──────── GIVEN MATERIAL
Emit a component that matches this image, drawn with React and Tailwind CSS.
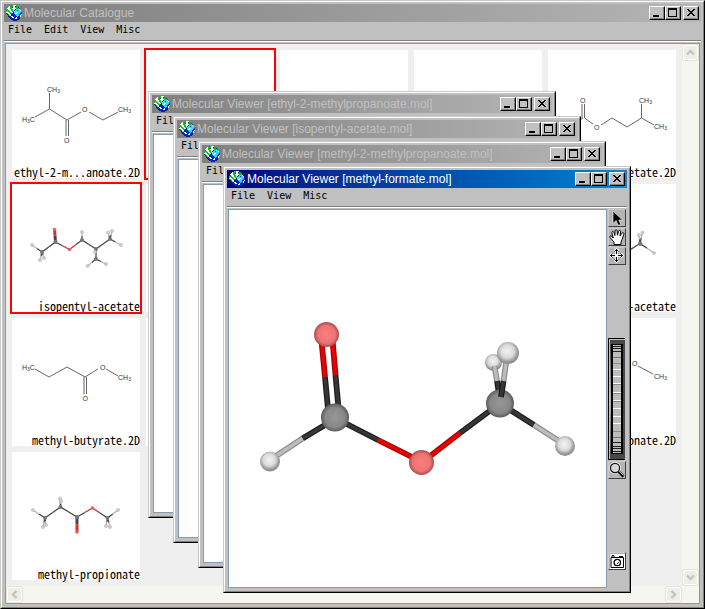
import React from "react";

const GLOBE = [
  ".....GGWWW......",
  "...WGGGWWkGG....",
  "..WWGGkWWGGGk...",
  ".WWWGGWWWWGGCk..",
  ".GWWWGGWWkCCCW..",
  "GGGWWGGWkCCBCCW.",
  "GWGGWWGGWCCCCCC.",
  "WWWGGWWkCCWWCCCB",
  "kGWWGGkBCWWCCCBB",
  ".kGWWkBBBCCCCBBW",
  "..kCWkBBBBCCCBW.",
  "..kBBWWBBBBCBBW.",
  "...kBBWWBBWBBB..",
  "....kBBBBWWBBk..",
  ".....kBBBBBBk...",
  ".......kBBk.....",
];
const GLOBE_COLORS = { k: "#003048", W: "#ffffff", G: "#00c020", C: "#20dcf8", B: "#0020d8" };

function Globe() {
  return (
    <svg viewBox="0 0 16 16" className="size-4 shrink-0" shapeRendering="crispEdges" aria-hidden="true">
      {GLOBE.flatMap((row, y) =>
        [...row].map((c, x) =>
          c === "." ? null : <rect key={`${x}-${y}`} x={x} y={y} width="1" height="1" fill={GLOBE_COLORS[c]} />
        )
      )}
    </svg>
  );
}

function CaptionButton({ label, children }) {
  return (
    <button
      type="button"
      aria-label={label}
      className="h-[14px] w-4 border border-t-white border-l-white border-r-black border-b-black bg-[#c0c0c0]"
    >
      <svg viewBox="0 0 14 12" className="block h-3 w-[14px]" shapeRendering="crispEdges">
        <path d="M0 11.5H13.5V0" fill="none" stroke="#808080" />
        {children}
      </svg>
    </button>
  );
}

function TitleBar({ title, active }) {
  return (
    <header
      className={
        active
          ? "flex h-[18px] items-center bg-linear-to-r from-[#000080] to-[#1084d0] px-[2px] text-white"
          : "flex h-[18px] items-center bg-linear-to-r from-[#808080] to-[#b5b5b5] px-[2px] text-[#c0c0c0]"
      }
    >
      <Globe />
      <h2 className="ml-[2px] flex-1 truncate font-['Liberation_Sans',sans-serif] text-[12px] leading-[18px]">{title}</h2>
      <div className="flex">
        <CaptionButton label="Minimize">
          <path d="M3 8H9V10H3Z" fill="#000" />
        </CaptionButton>
        <CaptionButton label="Maximize">
          <path d="M2 1H11V10H2ZM3 3V9H10V3Z" fill="#000" fillRule="evenodd" />
        </CaptionButton>
      </div>
      <div className="ml-[2px] flex">
        <CaptionButton label="Close">
          <path
            d="M3 2h2v1h1v1h2v-1h1v-1h2v1h-1v1h-1v1h-1v1h1v1h1v1h1v1h-2v-1h-1v-1h-2v1h-1v1h-2v-1h1v-1h1v-1h1v-1h-1v-1h-1v-1h-1z"
            fill="#000"
          />
        </CaptionButton>
      </div>
    </header>
  );
}

function MenuBar({ items }) {
  return (
    <nav className="flex h-5 gap-3 border-b border-b-white px-1 shadow-[inset_0_-1px_0_#808080]">
      {items.map((item) => (
        <button key={item} type="button" className="h-4 font-['DejaVu_Sans_Mono',monospace] text-[10px] leading-4 text-black">
          {item}
        </button>
      ))}
    </nav>
  );
}

function Frame({ className, title, active, menus, children }) {
  return (
    <section className={`border border-t-[#c8c8c8] border-l-[#c8c8c8] border-r-black border-b-black bg-[#c0c0c0] ${className}`}>
      <div className="flex flex-1 flex-col border border-t-white border-l-white border-r-[#808080] border-b-[#808080] p-[2px]">
        <TitleBar title={title} active={active} />
        <MenuBar items={menus} />
        {children}
      </div>
    </section>
  );
}

/* Ball-and-stick and skeletal drawings */

const ATOM = { C: ["#777", 2], O: ["#e06464", 1.8], H: ["#cfcfcf", 1.6] };

function Model({ viewBox, atoms, bonds, oxo }) {
  return (
    <svg viewBox={viewBox} className="block h-[116px] w-32">
      {bonds.map(([a, b], i) => {
        const [ta, xa, ya] = atoms[a];
        const [tb, xb, yb] = atoms[b];
        const mx = (xa + xb) / 2;
        const my = (ya + yb) / 2;
        const tone = { C: "#444", O: "#dc2828", H: "#b4b4b4" };
        const width = oxo === i ? 3 : 1.3;
        return (
          <g key={i} strokeWidth={width}>
            <line x1={xa} y1={ya} x2={mx} y2={my} stroke={tone[ta]} />
            <line x1={mx} y1={my} x2={xb} y2={yb} stroke={tone[tb]} />
          </g>
        );
      })}
      {atoms.map(([t, x, y], i) => (
        <circle key={i} cx={x} cy={y} r={ATOM[t][1]} fill={ATOM[t][0]} stroke={t === "H" ? "#aaa" : "none"} strokeWidth="0.5" />
      ))}
    </svg>
  );
}

function Skeletal({ viewBox, d, marks }) {
  return (
    <svg viewBox={viewBox} className="block h-[116px] w-32">
      <path d={d} fill="none" stroke="#555" strokeWidth="0.9" />
      {marks.map(([kind, x, y]) => (
        <text key={`${x}-${y}`} x={x} y={y} fill="#333" className="font-['Liberation_Sans',sans-serif] text-[7px]">
          {kind === "O" && "O"}
          {kind === "CH3" && (<>CH<tspan fontSize="5" dy="1">3</tspan></>)}
          {kind === "H3C" && (<>H<tspan fontSize="5" dy="1">3</tspan><tspan dy="-1">C</tspan></>)}
        </text>
      ))}
    </svg>
  );
}

const ENTRIES = [
  {
    name: "ethyl-2-m...anoate.2D",
    art: (
      <Skeletal
        viewBox="12 50 128 116"
        d="M49.5 93V109L35 117M49.5 109L67 120L81 112M66 120V136M68.5 120V136M89 112L103 120L118 112"
        marks={[["CH3", 47, 92], ["H3C", 22, 122], ["O", 82, 112], ["CH3", 118, 112], ["O", 64, 143]]}
      />
    ),
  },
  { selected: true },
  {},
  {},
  {
    name: "isopentyl-acetate.2D",
    art: (
      <Skeletal
        viewBox="548 50 128 116"
        d="M582 104V118M584.5 104V118L593 124M601 125L612 118L627 127L641.5 118L654 125M641.5 118V104M583 118L569 127"
        marks={[["O", 580, 103], ["O", 594, 130], ["CH3", 639, 103], ["CH3", 654, 129]]}
      />
    ),
  },
  {
    name: "isopentyl-acetate",
    selected: true,
    art: (
      <Model
        viewBox="12 184 128 116"
        oxo={0}
        atoms={[
          ["O", 54.5, 229.5], ["C", 55.5, 242], ["C", 42, 252], ["H", 32, 245], ["H", 40, 260], ["H", 44, 258],
          ["O", 69.5, 249.5], ["C", 82, 240], ["H", 82, 232], ["C", 96, 249], ["C", 110, 239], ["H", 108, 232.5],
          ["H", 112, 231], ["H", 121, 245], ["C", 96, 259], ["H", 87.5, 266], ["H", 106, 264], ["H", 95, 252],
        ]}
        bonds={[
          [0, 1], [1, 2], [2, 3], [2, 4], [2, 5], [1, 6], [6, 7], [7, 8], [7, 9], [9, 10], [10, 11],
          [10, 12], [10, 13], [9, 14], [14, 15], [14, 16], [9, 17],
        ]}
      />
    ),
  },
  {},
  {},
  {},
  {
    name: "methyl-acetate",
    art: (
      <Model
        viewBox="548 184 128 116"
        atoms={[["O", 622, 255], ["C", 640, 243.5], ["C", 640.5, 244], ["H", 639, 235], ["H", 642.5, 232.5], ["H", 654, 253]]}
        bonds={[[0, 1], [1, 3], [1, 4], [1, 5]]}
      />
    ),
  },
  {
    name: "methyl-butyrate.2D",
    art: (
      <Skeletal
        viewBox="12 318 128 116"
        d="M35 369L49 377L67 367L85 377L98 369M84 377V394M86.5 377V394M106 369L118 376"
        marks={[["H3C", 22, 370], ["O", 100, 370], ["CH3", 118, 380], ["O", 82.5, 401]]}
      />
    ),
  },
  {},
  {},
  {},
  {
    name: "methyl-propionate.2D",
    art: (
      <Skeletal
        viewBox="548 318 128 116"
        d="M638 366L653 374M630 366L616 374"
        marks={[["O", 632, 366], ["CH3", 654, 379]]}
      />
    ),
  },
  {
    name: "methyl-propionate",
    art: (
      <Model
        viewBox="12 452 128 116"
        oxo={7}
        atoms={[
          ["C", 45, 518], ["H", 33, 510], ["H", 43, 527], ["H", 46, 525], ["C", 60.5, 507], ["H", 60, 498.5],
          ["H", 61, 501], ["C", 77, 517], ["O", 77, 532], ["O", 92.5, 508], ["C", 107.5, 518], ["H", 118, 510],
          ["H", 106, 526], ["H", 110, 527],
        ]}
        bonds={[
          [0, 1], [0, 2], [0, 3], [0, 4], [4, 5], [4, 6], [4, 7], [7, 8], [7, 9], [9, 10], [10, 11], [10, 12], [10, 13],
        ]}
      />
    ),
  },
];

function Entry({ name, art, selected }) {
  return (
    <figure className={selected ? "h-32 bg-white outline-2 outline-[#ff0000]" : "h-32 bg-white"}>
      {art}
      {name && (
        <figcaption className="h-3 text-right font-['Noto_Sans_Mono_CJK_JP','Liberation_Mono',monospace] text-[12px] leading-3 whitespace-nowrap text-black">
          {name}
        </figcaption>
      )}
    </figure>
  );
}

function ScrollButton({ label, d }) {
  return (
    <button
      type="button"
      aria-label={label}
      className="m-px size-[15px] shrink-0 rounded-[2px] border border-white bg-[#efeee6] shadow-[0_0_0_1px_#e6e5da]"
    >
      <svg viewBox="0 0 13 13" className="block size-[13px]">
        <path d={d} fill="none" stroke="#c6c5bb" strokeWidth="2.4" />
      </svg>
    </button>
  );
}

function Bond({ from, mid, to, a, b }) {
  const tones = {
    C: ["#1c1c1c", "#363636"],
    O: ["#a00000", "#ee0000"],
    H: ["#8c8c8c", "#bcbcbc"],
  };
  const seg = (p, q, t, key) => (
    <g key={key}>
      <line x1={p[0]} y1={p[1]} x2={q[0]} y2={q[1]} stroke={tones[t][0]} strokeWidth="5.8" />
      <line x1={p[0]} y1={p[1]} x2={q[0]} y2={q[1]} stroke={tones[t][1]} strokeWidth="3.4" />
    </g>
  );
  return (
    <>
      {seg(from, mid, a, "near")}
      {seg(mid, to, b, "far")}
    </>
  );
}

function MethylFormate() {
  return (
    <svg viewBox="229 210 377 377" className="block size-[377px]" role="img" aria-label="methyl-formate">
      <defs>
        <radialGradient id="ball-c">
          <stop offset="0" stopColor="#979797" />
          <stop offset="0.7" stopColor="#888" />
          <stop offset="1" stopColor="#5c5c5c" />
        </radialGradient>
        <radialGradient id="ball-o">
          <stop offset="0" stopColor="#fb7e7e" />
          <stop offset="0.7" stopColor="#ee7474" />
          <stop offset="1" stopColor="#aa4c4c" />
        </radialGradient>
        <radialGradient id="ball-h" cx="0.47" cy="0.42">
          <stop offset="0" stopColor="#f4f4f4" />
          <stop offset="0.6" stopColor="#dadada" />
          <stop offset="1" stopColor="#929292" />
        </radialGradient>
      </defs>
      <Bond from={[321.5, 341]} mid={[325, 377]} to={[328, 409]} a="O" b="C" />
      <Bond from={[332.5, 340]} mid={[335.5, 375]} to={[338.5, 408]} a="O" b="C" />
      <Bond from={[330, 422]} mid={[302.5, 438.5]} to={[273, 458]} a="C" b="H" />
      <Bond from={[339, 420]} mid={[378, 440]} to={[418, 460]} a="C" b="O" />
      <Bond from={[425, 460]} mid={[460, 433]} to={[495, 407]} a="O" b="C" />
      <Bond from={[504, 406]} mid={[534, 425]} to={[562, 443]} a="C" b="H" />
      <circle cx="326.5" cy="334.5" r="12.5" fill="url(#ball-o)" />
      <circle cx="335" cy="417.5" r="14" fill="url(#ball-c)" />
      <circle cx="270" cy="461.5" r="10" fill="url(#ball-h)" />
      <circle cx="421.5" cy="462.5" r="12.5" fill="url(#ball-o)" />
      <circle cx="565" cy="446" r="10" fill="url(#ball-h)" />
      <circle cx="493.5" cy="362.5" r="8.5" fill="url(#ball-h)" />
      <Bond from={[494.5, 366]} mid={[497, 381]} to={[499, 394]} a="H" b="C" />
      <circle cx="500" cy="403.5" r="14" fill="url(#ball-c)" />
      <Bond from={[506.5, 360]} mid={[503.5, 381]} to={[501, 397]} a="H" b="C" />
      <circle cx="508" cy="353" r="11" fill="url(#ball-h)" />
    </svg>
  );
}

function ToolButton({ label, children }) {
  return (
    <button
      type="button"
      aria-label={label}
      className="size-[18px] border border-t-[#cacaca] border-l-[#cacaca] border-r-[#404040] border-b-[#404040] bg-[#b4b4b4]"
    >
      <svg viewBox="0 0 16 16" className="block size-4">
        {children}
      </svg>
    </button>
  );
}

const WHEEL_LINES = [
  [8, "#222"], [10, "#222"], [13, "#222"], [19, "#777"], [25, "#888"], [31, "#fff"], [38, "#fff"], [45, "#fff"],
  [46, "#888"], [54, "#fff"], [55, "#888"], [62, "#fff"], [63, "#888"], [70, "#fff"], [78, "#fff"], [85, "#fff"],
  [93, "#888"], [99, "#777"], [104, "#222"], [108, "#222"], [110, "#222"], [113, "#222"],
];

function ZoomWheel() {
  return (
    <svg viewBox="0 0 18 122" className="block h-[122px] w-[18px]" shapeRendering="crispEdges" role="img" aria-label="Zoom wheel">
      <defs>
        <linearGradient id="rim" x2="0" y2="1">
          <stop offset="0" stopColor="#444" />
          <stop offset="0.5" stopColor="#bbb" />
          <stop offset="1" stopColor="#444" />
        </linearGradient>
      </defs>
      <rect width="17" height="122" fill="#000" />
      <rect x="1" y="1" width="16" height="120" fill="#c0c0c0" />
      <rect x="2" y="2" width="15" height="119" fill="#484848" />
      <rect x="2" y="6" width="1" height="110" fill="url(#rim)" />
      <rect x="3" y="6" width="12" height="110" fill="#000" />
      <rect x="5" y="7" width="8" height="108" fill="#bcbcbc" />
      {WHEEL_LINES.map(([y, color]) => (
        <rect key={y} x="5" y={y} width="8" height="1" fill={color} />
      ))}
    </svg>
  );
}

function ToolColumn() {
  return (
    <div className="flex flex-col justify-between pb-[18px]">
      <div className="flex flex-col gap-px">
        <ToolButton label="Select">
          <path d="M4 1V13.5L7 10.5L9 15H12L9.8 10H13.5Z" fill="#000" stroke="#fff" strokeWidth="0.6" />
        </ToolButton>
        <ToolButton label="Pan">
          <path
            d="M5 15.5V13L1 8.5C.2 7.2 1.6 6.3 2.8 7.2L4.3 9L2.8 3.8C2.7 2.4 4.4 2.1 4.9 3.4L5.9 6.5L6.1 1.8C6.3.4 8 .5 8.1 1.8L8.4 6.2L9.7 2.2C10.1.9 11.7 1.3 11.6 2.6L11 7L13 4.1C13.8 3 15.3 3.8 14.9 5.1L13 10.5L12 13V15.5Z"
            fill="#fff"
            stroke="#000"
          />
        </ToolButton>
        <ToolButton label="Move">
          <g fill="none" stroke="#fff" strokeWidth="2.4">
            <path d="M7.5 1V14M1 7.5H14" />
            <path d="M5.5 3.5L7.5 1.5L9.5 3.5M5.5 11.5L7.5 13.5L9.5 11.5M3.5 5.5L1.5 7.5L3.5 9.5M11.5 5.5L13.5 7.5L11.5 9.5" />
          </g>
          <g fill="none" stroke="#000">
            <path d="M7.5 1V6M7.5 9V14M1 7.5H6M9 7.5H14" />
            <path d="M5.5 3.5L7.5 1.5L9.5 3.5M5.5 11.5L7.5 13.5L9.5 11.5M3.5 5.5L1.5 7.5L3.5 9.5M11.5 5.5L13.5 7.5L11.5 9.5" />
          </g>
        </ToolButton>
      </div>
      <div className="flex flex-col gap-px">
        <ZoomWheel />
        <ToolButton label="Zoom">
          <circle cx="6" cy="6" r="4.4" fill="#d8d8d8" stroke="#fff" strokeWidth="3" />
          <circle cx="6" cy="6" r="4.6" fill="#d8d8d8" stroke="#111" strokeWidth="1.2" />
          <path d="M9.5 9.5L14.5 14.5" stroke="#000" strokeWidth="2.6" />
          <path d="M10 9L14.5 13.5" stroke="#fff" strokeWidth="0.7" />
        </ToolButton>
      </div>
      <ToolButton label="Snapshot">
        <path d="M1 1H16V16H1Z" fill="#fff" />
        <path d="M2 4.5H14.5V14.5H2ZM3 2.5H5V4.5H3ZM10 3.5H14" fill="none" stroke="#000" />
        <circle cx="8.3" cy="9.5" r="3.2" fill="none" stroke="#000" strokeWidth="1.3" />
        <path d="M8 11L10 9" stroke="#000" strokeWidth="0.8" />
      </ToolButton>
    </div>
  );
}

function Viewer({ file, place, active, children }) {
  return (
    <Frame
      className={`absolute w-[408px] ${place}`}
      title={`Molecular Viewer [${file}]`}
      active={active}
      menus={["File", "View", "Misc"]}
    >
      <div className="flex gap-px p-px">
        <div className="h-[379px] flex-1 border border-[#7f9db9] bg-white">{children}</div>
        <ToolColumn />
      </div>
    </Frame>
  );
}

export default function App() {
  return (
    <main className="relative flex min-h-screen">
      <Frame className="flex w-full" title="Molecular Catalogue" menus={["File", "Edit", "View", "Misc"]}>
        <div className="flex flex-1 flex-col p-px">
          <div className="flex flex-1 flex-col border border-[#7f9db9] bg-[#f6f6f1]">
            <div className="flex flex-1">
              <div className="grid flex-1 auto-rows-max grid-cols-[repeat(auto-fill,128px)] content-start gap-[6px] bg-[#efefef] p-[6px]">
                {ENTRIES.map((entry, i) => (
                  <Entry key={i} {...entry} />
                ))}
              </div>
              <div className="flex w-[17px] flex-col justify-between">
                <ScrollButton label="Scroll up" d="M3 8.5L6.5 5L10 8.5" />
                <ScrollButton label="Scroll down" d="M3 4.5L6.5 8L10 4.5" />
              </div>
            </div>
            <div className="flex h-[17px] justify-between pr-[17px]">
              <ScrollButton label="Scroll left" d="M8.5 3L5 6.5L8.5 10" />
              <ScrollButton label="Scroll right" d="M4.5 3L8 6.5L4.5 10" />
            </div>
          </div>
        </div>
      </Frame>
      <Viewer file="ethyl-2-methylpropanoate.mol" place="top-[91px] left-[148px]" />
      <Viewer file="isopentyl-acetate.mol" place="top-[116px] left-[173px]" />
      <Viewer file="methyl-2-methylpropanoate.mol" place="top-[141px] left-[198px]" />
      <Viewer file="methyl-formate.mol" place="top-[166px] left-[223px]" active>
        <MethylFormate />
      </Viewer>
    </main>
  );
}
────────────────
THE TASK> With all pictures left out, please transcribe exactly the lines from the start of the material through the line with "import React from".

RESULT OF THIS TASK>
Emit a component that matches this image, drawn with React and Tailwind CSS.
import React from "react";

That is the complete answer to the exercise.